Records
****
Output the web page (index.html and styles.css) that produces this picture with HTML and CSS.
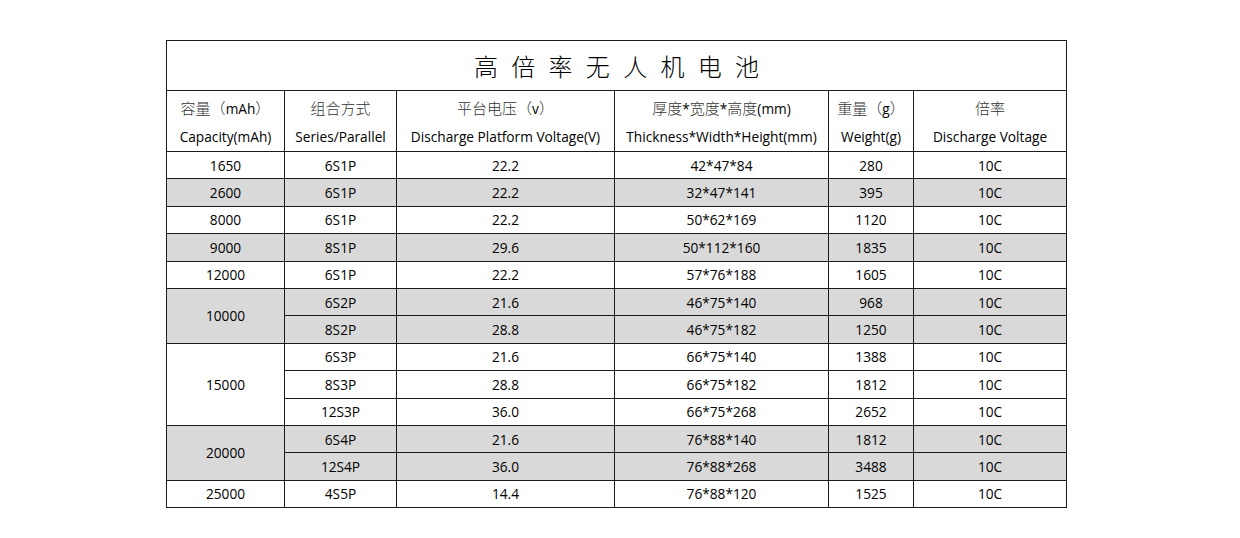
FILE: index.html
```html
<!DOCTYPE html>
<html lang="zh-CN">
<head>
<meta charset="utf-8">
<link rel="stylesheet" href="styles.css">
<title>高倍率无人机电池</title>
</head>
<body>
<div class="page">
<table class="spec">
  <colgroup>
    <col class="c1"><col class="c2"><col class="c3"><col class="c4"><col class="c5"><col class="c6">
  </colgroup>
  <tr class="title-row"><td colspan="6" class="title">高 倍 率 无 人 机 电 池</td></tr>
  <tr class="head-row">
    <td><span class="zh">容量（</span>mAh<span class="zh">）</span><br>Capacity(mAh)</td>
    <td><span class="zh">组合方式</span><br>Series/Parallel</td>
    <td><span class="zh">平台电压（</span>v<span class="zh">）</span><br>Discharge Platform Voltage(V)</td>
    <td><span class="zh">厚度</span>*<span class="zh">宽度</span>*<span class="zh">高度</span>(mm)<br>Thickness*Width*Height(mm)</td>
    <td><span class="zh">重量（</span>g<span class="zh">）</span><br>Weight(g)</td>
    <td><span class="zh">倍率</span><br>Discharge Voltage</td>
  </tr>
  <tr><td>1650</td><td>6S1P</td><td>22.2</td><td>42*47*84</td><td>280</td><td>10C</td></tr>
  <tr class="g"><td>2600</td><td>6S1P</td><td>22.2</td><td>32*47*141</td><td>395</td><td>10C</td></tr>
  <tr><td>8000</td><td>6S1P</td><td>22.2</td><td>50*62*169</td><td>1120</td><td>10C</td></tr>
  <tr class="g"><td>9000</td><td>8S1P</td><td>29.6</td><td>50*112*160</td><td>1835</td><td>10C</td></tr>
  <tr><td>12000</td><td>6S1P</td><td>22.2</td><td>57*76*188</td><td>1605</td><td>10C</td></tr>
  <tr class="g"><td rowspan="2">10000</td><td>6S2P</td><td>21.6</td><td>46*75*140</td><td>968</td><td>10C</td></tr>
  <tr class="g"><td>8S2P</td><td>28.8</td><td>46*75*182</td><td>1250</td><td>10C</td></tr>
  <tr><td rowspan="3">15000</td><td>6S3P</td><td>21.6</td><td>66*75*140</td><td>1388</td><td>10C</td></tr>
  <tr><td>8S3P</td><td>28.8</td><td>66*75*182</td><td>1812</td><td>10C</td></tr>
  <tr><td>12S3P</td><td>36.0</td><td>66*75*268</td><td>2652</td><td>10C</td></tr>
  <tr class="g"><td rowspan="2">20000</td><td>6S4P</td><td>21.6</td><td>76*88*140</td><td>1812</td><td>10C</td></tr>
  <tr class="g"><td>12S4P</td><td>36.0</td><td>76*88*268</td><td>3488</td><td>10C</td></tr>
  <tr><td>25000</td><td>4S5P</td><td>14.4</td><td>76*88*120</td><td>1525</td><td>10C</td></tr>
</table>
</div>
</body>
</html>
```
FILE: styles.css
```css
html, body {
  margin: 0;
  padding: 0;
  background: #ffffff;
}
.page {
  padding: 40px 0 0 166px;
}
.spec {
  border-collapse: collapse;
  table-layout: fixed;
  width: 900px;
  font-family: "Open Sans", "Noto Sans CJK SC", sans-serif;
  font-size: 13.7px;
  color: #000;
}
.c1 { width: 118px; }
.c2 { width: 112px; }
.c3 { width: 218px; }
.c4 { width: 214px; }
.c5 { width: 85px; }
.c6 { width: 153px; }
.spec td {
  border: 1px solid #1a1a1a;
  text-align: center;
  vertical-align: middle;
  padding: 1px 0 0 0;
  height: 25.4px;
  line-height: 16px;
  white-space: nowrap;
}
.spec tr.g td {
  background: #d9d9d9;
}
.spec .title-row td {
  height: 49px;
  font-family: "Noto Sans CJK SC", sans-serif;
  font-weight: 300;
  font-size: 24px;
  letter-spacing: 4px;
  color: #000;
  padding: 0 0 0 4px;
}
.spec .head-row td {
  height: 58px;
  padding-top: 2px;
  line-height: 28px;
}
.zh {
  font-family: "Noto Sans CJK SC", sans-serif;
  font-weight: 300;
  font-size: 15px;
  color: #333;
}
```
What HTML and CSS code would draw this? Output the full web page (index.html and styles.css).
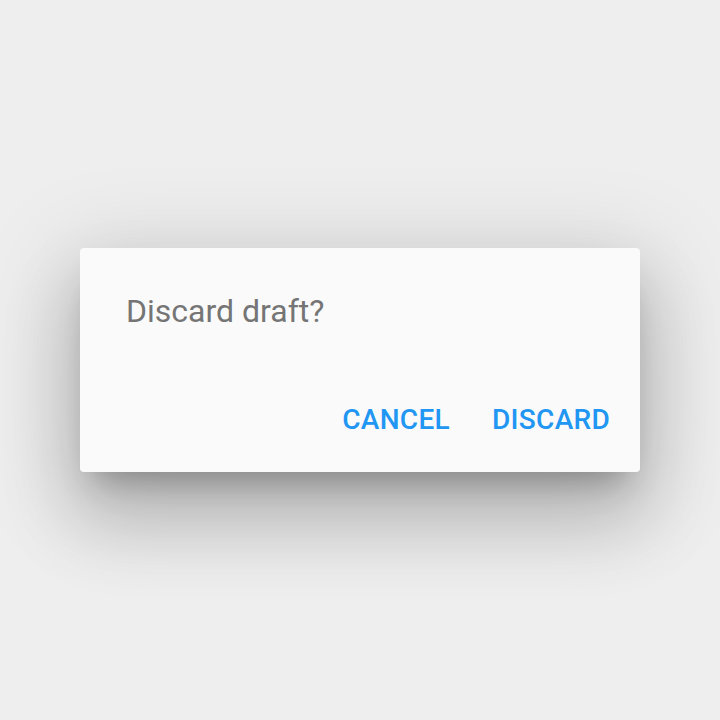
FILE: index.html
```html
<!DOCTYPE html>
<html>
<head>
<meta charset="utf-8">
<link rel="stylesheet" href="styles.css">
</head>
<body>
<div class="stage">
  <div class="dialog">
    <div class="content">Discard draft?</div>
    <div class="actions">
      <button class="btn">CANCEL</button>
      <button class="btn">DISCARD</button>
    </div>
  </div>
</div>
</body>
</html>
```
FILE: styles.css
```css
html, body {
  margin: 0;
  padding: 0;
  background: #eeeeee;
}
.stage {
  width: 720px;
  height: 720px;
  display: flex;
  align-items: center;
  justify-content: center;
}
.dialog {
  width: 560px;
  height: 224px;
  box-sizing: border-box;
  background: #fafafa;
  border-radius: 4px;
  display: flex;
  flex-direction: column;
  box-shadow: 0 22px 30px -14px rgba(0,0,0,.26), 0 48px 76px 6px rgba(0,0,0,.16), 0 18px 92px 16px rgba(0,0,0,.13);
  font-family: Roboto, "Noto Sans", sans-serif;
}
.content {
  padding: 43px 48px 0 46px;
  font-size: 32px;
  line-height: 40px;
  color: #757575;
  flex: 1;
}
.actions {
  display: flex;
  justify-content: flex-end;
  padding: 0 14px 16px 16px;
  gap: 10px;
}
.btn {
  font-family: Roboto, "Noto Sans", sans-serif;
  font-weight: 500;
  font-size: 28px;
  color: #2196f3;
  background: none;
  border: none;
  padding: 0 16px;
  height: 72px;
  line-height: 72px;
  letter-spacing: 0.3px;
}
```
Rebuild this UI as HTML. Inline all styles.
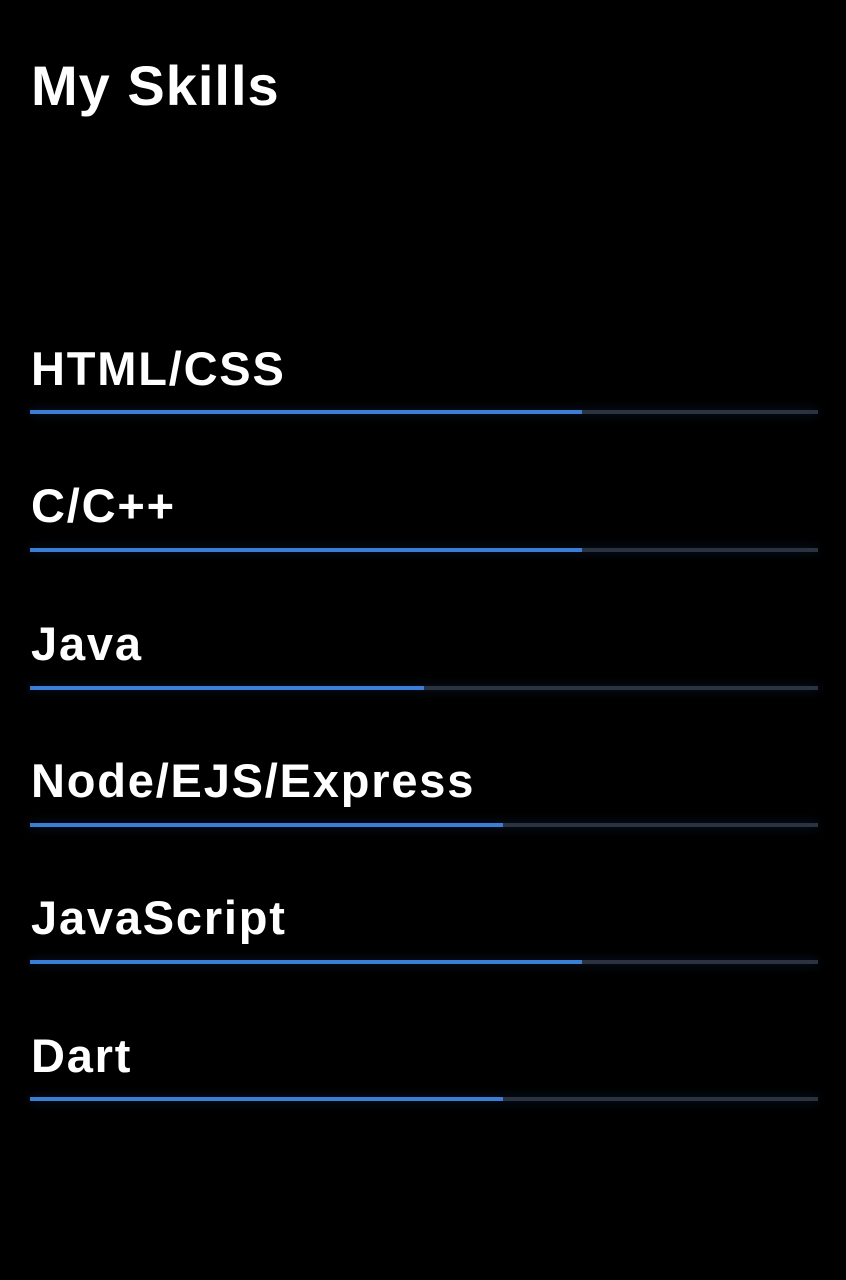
****
TASK TO CARRY OUT: Reproduce the whole listing above word for word, but not its pictures.

WRITTEN SOLUTION:
Output the web page (index.html and styles.css) that produces this picture with HTML and CSS.
FILE: index.html
```html
<!DOCTYPE html>
<html lang="zh-CN">
<head>
<meta charset="utf-8">
<link rel="stylesheet" href="styles.css">
<title>高倍率无人机电池</title>
</head>
<body>
<div class="page">
<table class="spec">
  <colgroup>
    <col class="c1"><col class="c2"><col class="c3"><col class="c4"><col class="c5"><col class="c6">
  </colgroup>
  <tr class="title-row"><td colspan="6" class="title">高 倍 率 无 人 机 电 池</td></tr>
  <tr class="head-row">
    <td><span class="zh">容量（</span>mAh<span class="zh">）</span><br>Capacity(mAh)</td>
    <td><span class="zh">组合方式</span><br>Series/Parallel</td>
    <td><span class="zh">平台电压（</span>v<span class="zh">）</span><br>Discharge Platform Voltage(V)</td>
    <td><span class="zh">厚度</span>*<span class="zh">宽度</span>*<span class="zh">高度</span>(mm)<br>Thickness*Width*Height(mm)</td>
    <td><span class="zh">重量（</span>g<span class="zh">）</span><br>Weight(g)</td>
    <td><span class="zh">倍率</span><br>Discharge Voltage</td>
  </tr>
  <tr><td>1650</td><td>6S1P</td><td>22.2</td><td>42*47*84</td><td>280</td><td>10C</td></tr>
  <tr class="g"><td>2600</td><td>6S1P</td><td>22.2</td><td>32*47*141</td><td>395</td><td>10C</td></tr>
  <tr><td>8000</td><td>6S1P</td><td>22.2</td><td>50*62*169</td><td>1120</td><td>10C</td></tr>
  <tr class="g"><td>9000</td><td>8S1P</td><td>29.6</td><td>50*112*160</td><td>1835</td><td>10C</td></tr>
  <tr><td>12000</td><td>6S1P</td><td>22.2</td><td>57*76*188</td><td>1605</td><td>10C</td></tr>
  <tr class="g"><td rowspan="2">10000</td><td>6S2P</td><td>21.6</td><td>46*75*140</td><td>968</td><td>10C</td></tr>
  <tr class="g"><td>8S2P</td><td>28.8</td><td>46*75*182</td><td>1250</td><td>10C</td></tr>
  <tr><td rowspan="3">15000</td><td>6S3P</td><td>21.6</td><td>66*75*140</td><td>1388</td><td>10C</td></tr>
  <tr><td>8S3P</td><td>28.8</td><td>66*75*182</td><td>1812</td><td>10C</td></tr>
  <tr><td>12S3P</td><td>36.0</td><td>66*75*268</td><td>2652</td><td>10C</td></tr>
  <tr class="g"><td rowspan="2">20000</td><td>6S4P</td><td>21.6</td><td>76*88*140</td><td>1812</td><td>10C</td></tr>
  <tr class="g"><td>12S4P</td><td>36.0</td><td>76*88*268</td><td>3488</td><td>10C</td></tr>
  <tr><td>25000</td><td>4S5P</td><td>14.4</td><td>76*88*120</td><td>1525</td><td>10C</td></tr>
</table>
</div>
</body>
</html>
```
FILE: styles.css
```css
html, body {
  margin: 0;
  padding: 0;
  background: #ffffff;
}
.page {
  padding: 40px 0 0 166px;
}
.spec {
  border-collapse: collapse;
  table-layout: fixed;
  width: 900px;
  font-family: "Open Sans", "Noto Sans CJK SC", sans-serif;
  font-size: 13.7px;
  color: #000;
}
.c1 { width: 118px; }
.c2 { width: 112px; }
.c3 { width: 218px; }
.c4 { width: 214px; }
.c5 { width: 85px; }
.c6 { width: 153px; }
.spec td {
  border: 1px solid #1a1a1a;
  text-align: center;
  vertical-align: middle;
  padding: 1px 0 0 0;
  height: 25.4px;
  line-height: 16px;
  white-space: nowrap;
}
.spec tr.g td {
  background: #d9d9d9;
}
.spec .title-row td {
  height: 49px;
  font-family: "Noto Sans CJK SC", sans-serif;
  font-weight: 300;
  font-size: 24px;
  letter-spacing: 4px;
  color: #000;
  padding: 0 0 0 4px;
}
.spec .head-row td {
  height: 58px;
  padding-top: 2px;
  line-height: 28px;
}
.zh {
  font-family: "Noto Sans CJK SC", sans-serif;
  font-weight: 300;
  font-size: 15px;
  color: #333;
}
```
What HTML and CSS code would draw this? Output the full web page (index.html and styles.css).
FILE: index.html
```html
<!DOCTYPE html>
<html>
<head>
<meta charset="utf-8">
<link rel="stylesheet" href="styles.css">
</head>
<body>
<div class="stage">
  <div class="dialog">
    <div class="content">Discard draft?</div>
    <div class="actions">
      <button class="btn">CANCEL</button>
      <button class="btn">DISCARD</button>
    </div>
  </div>
</div>
</body>
</html>
```
FILE: styles.css
```css
html, body {
  margin: 0;
  padding: 0;
  background: #eeeeee;
}
.stage {
  width: 720px;
  height: 720px;
  display: flex;
  align-items: center;
  justify-content: center;
}
.dialog {
  width: 560px;
  height: 224px;
  box-sizing: border-box;
  background: #fafafa;
  border-radius: 4px;
  display: flex;
  flex-direction: column;
  box-shadow: 0 22px 30px -14px rgba(0,0,0,.26), 0 48px 76px 6px rgba(0,0,0,.16), 0 18px 92px 16px rgba(0,0,0,.13);
  font-family: Roboto, "Noto Sans", sans-serif;
}
.content {
  padding: 43px 48px 0 46px;
  font-size: 32px;
  line-height: 40px;
  color: #757575;
  flex: 1;
}
.actions {
  display: flex;
  justify-content: flex-end;
  padding: 0 14px 16px 16px;
  gap: 10px;
}
.btn {
  font-family: Roboto, "Noto Sans", sans-serif;
  font-weight: 500;
  font-size: 28px;
  color: #2196f3;
  background: none;
  border: none;
  padding: 0 16px;
  height: 72px;
  line-height: 72px;
  letter-spacing: 0.3px;
}
```
Rebuild this UI as HTML. Inline all styles.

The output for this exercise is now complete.